* Exercise goal *
In the entries below, which lines run from the one containing "Write the React, TypeScript" to the one containing "const ROW_COUNT = 38;"? Copy exactly those lines, ends included, and no others.

* Data for this task *
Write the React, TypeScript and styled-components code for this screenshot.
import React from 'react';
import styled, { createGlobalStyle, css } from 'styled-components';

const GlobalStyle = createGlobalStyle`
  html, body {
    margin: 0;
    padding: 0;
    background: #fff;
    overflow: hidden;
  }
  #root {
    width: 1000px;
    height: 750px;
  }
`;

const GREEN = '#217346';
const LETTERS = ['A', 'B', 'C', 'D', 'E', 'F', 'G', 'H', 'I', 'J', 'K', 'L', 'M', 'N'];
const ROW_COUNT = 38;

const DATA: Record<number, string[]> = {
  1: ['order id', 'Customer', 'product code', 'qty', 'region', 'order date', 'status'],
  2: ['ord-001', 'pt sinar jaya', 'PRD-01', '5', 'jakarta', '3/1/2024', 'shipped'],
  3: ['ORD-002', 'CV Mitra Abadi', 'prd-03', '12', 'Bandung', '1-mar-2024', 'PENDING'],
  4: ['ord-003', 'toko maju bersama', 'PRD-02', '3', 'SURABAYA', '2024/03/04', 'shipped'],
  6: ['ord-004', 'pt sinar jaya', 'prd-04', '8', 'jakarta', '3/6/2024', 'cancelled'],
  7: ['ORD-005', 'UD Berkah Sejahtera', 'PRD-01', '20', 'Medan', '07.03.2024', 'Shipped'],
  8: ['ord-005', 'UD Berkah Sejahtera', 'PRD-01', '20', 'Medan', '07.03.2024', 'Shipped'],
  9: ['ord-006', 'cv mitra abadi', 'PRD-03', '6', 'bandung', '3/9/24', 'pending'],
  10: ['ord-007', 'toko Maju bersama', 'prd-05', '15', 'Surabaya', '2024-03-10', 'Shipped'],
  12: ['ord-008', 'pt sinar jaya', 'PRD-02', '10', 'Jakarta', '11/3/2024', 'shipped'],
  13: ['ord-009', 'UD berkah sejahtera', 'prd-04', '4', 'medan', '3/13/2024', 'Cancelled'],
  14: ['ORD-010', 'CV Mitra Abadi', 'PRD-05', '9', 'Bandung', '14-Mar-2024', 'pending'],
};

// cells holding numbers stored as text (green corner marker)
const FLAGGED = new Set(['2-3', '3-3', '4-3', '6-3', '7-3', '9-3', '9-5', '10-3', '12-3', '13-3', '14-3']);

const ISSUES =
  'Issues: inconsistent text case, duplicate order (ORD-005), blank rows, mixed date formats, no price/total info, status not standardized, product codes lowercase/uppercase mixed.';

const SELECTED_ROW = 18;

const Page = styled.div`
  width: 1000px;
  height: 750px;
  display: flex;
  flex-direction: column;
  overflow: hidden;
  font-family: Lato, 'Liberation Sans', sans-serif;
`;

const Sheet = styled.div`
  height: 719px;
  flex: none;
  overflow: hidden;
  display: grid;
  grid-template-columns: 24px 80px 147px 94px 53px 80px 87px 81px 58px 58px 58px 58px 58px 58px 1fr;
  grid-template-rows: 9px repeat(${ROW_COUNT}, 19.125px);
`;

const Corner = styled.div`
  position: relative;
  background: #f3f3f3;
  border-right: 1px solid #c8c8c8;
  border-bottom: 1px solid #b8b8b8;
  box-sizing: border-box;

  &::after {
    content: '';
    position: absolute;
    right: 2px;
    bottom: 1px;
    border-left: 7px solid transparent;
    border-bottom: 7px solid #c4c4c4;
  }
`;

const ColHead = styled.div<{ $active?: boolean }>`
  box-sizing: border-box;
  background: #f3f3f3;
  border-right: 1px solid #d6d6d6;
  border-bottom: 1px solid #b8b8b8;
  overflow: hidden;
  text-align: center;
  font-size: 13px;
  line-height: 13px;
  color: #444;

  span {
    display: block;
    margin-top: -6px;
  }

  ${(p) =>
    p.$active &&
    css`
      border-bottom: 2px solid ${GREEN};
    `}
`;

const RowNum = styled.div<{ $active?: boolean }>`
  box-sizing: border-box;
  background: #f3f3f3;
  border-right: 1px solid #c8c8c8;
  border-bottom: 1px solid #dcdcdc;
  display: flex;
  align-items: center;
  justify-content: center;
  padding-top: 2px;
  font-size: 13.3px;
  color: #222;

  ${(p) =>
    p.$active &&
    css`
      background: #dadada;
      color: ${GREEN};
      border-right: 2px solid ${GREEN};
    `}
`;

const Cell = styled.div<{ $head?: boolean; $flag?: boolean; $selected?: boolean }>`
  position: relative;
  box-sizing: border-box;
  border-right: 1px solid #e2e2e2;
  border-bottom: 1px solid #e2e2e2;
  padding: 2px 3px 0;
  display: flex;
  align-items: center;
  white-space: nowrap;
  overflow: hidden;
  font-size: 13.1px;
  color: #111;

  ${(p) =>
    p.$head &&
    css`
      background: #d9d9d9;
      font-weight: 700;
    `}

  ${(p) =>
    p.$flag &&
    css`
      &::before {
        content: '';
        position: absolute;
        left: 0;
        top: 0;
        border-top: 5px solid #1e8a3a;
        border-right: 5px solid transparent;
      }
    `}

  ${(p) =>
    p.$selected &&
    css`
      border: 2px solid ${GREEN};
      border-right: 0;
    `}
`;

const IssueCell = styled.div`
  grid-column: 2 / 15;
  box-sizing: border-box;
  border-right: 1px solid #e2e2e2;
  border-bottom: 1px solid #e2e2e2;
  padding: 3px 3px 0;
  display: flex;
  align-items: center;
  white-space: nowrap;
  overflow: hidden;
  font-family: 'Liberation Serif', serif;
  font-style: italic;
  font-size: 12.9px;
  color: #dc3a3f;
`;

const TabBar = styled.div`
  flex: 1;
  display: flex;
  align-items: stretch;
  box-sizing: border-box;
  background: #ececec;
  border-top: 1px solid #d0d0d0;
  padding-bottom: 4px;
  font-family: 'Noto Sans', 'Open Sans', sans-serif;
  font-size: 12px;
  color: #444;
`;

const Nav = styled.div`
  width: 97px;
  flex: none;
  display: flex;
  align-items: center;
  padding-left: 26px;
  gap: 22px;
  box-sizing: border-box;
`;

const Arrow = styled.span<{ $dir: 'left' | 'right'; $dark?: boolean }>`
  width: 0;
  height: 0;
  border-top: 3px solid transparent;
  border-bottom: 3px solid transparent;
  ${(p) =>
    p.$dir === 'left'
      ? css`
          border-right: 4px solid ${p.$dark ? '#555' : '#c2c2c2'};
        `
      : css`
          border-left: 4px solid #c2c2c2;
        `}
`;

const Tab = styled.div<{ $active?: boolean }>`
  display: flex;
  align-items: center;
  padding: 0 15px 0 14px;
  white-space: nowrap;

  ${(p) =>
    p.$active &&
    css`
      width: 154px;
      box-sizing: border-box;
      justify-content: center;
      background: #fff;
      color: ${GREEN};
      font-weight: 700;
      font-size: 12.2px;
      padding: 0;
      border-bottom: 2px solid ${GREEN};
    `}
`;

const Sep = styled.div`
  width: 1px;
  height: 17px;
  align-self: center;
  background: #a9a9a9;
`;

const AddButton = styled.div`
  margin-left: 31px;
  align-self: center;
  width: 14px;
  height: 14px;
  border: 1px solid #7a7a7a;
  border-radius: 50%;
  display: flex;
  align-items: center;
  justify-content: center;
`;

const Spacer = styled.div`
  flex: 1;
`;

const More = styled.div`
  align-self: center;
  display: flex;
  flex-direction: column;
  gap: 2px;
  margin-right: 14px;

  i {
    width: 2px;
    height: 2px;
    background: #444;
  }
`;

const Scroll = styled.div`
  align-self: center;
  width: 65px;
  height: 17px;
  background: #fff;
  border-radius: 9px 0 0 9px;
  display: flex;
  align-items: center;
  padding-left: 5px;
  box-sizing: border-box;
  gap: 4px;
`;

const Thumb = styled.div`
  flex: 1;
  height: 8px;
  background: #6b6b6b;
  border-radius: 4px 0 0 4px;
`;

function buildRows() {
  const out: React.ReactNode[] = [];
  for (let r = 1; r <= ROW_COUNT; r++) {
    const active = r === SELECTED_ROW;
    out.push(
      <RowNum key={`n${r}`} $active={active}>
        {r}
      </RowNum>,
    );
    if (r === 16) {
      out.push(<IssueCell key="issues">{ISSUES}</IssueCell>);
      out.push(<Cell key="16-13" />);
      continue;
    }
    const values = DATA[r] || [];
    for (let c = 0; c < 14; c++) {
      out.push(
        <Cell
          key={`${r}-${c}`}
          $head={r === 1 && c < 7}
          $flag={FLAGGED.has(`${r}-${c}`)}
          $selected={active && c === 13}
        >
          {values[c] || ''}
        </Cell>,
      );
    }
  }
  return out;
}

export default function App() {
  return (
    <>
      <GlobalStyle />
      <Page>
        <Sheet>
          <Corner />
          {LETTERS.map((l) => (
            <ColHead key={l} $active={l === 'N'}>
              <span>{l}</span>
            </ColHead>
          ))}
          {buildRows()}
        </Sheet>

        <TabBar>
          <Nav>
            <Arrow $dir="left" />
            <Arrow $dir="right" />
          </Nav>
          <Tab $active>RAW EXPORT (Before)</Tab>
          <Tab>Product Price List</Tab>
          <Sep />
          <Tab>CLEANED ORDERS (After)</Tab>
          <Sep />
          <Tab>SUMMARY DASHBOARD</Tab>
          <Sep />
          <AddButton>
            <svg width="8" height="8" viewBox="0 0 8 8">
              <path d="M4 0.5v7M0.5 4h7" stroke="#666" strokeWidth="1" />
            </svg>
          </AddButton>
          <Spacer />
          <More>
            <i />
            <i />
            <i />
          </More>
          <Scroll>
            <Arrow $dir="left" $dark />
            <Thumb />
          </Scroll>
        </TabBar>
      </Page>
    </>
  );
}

* * *

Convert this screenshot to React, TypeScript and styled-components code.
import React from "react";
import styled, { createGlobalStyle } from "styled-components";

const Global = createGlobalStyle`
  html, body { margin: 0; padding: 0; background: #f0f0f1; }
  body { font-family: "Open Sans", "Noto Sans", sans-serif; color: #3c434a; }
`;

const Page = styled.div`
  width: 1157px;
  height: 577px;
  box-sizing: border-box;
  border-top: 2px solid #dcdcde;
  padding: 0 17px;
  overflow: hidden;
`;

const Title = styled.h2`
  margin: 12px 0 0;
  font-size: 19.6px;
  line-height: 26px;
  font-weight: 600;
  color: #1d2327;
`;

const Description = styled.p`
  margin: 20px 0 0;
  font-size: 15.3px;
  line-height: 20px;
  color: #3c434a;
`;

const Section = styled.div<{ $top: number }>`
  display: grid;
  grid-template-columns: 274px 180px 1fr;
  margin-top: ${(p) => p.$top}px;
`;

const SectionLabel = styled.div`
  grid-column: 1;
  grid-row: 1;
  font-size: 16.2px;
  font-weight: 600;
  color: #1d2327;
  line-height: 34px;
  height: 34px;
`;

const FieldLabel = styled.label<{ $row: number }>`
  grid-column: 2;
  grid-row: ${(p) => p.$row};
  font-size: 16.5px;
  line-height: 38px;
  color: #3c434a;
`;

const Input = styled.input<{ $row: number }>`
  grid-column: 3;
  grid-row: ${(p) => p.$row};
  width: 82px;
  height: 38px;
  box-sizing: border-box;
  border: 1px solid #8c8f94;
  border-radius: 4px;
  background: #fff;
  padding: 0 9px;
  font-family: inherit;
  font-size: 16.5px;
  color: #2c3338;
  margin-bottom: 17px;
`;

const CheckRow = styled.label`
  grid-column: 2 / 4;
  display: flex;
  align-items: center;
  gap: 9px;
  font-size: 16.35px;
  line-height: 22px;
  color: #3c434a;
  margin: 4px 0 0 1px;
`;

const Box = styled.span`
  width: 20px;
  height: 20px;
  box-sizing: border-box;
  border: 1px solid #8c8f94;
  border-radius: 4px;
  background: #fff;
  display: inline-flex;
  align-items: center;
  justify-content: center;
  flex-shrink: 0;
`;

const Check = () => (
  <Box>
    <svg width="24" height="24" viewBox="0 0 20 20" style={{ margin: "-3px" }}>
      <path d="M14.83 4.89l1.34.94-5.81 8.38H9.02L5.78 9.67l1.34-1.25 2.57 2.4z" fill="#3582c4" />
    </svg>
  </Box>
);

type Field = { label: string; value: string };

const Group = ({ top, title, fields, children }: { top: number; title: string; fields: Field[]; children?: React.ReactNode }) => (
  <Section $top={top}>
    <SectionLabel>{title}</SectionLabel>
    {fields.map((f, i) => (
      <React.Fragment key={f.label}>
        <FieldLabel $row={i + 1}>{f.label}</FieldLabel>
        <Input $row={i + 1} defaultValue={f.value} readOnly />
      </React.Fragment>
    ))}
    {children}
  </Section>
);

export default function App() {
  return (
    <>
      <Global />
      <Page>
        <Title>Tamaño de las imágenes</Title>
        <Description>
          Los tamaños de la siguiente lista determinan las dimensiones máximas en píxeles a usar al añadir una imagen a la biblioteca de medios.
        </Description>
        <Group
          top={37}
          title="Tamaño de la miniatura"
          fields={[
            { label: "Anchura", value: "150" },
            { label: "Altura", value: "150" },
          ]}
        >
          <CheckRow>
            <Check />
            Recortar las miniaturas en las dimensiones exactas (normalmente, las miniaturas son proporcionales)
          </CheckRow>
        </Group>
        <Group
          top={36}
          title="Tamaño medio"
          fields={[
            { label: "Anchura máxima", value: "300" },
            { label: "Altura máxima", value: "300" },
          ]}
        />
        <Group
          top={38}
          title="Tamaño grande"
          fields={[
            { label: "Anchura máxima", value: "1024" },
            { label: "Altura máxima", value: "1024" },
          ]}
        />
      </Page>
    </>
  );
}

* Result of the exercise *
Write the React, TypeScript and styled-components code for this screenshot.
import React from 'react';
import styled, { createGlobalStyle, css } from 'styled-components';

const GlobalStyle = createGlobalStyle`
  html, body {
    margin: 0;
    padding: 0;
    background: #fff;
    overflow: hidden;
  }
  #root {
    width: 1000px;
    height: 750px;
  }
`;

const GREEN = '#217346';
const LETTERS = ['A', 'B', 'C', 'D', 'E', 'F', 'G', 'H', 'I', 'J', 'K', 'L', 'M', 'N'];
const ROW_COUNT = 38;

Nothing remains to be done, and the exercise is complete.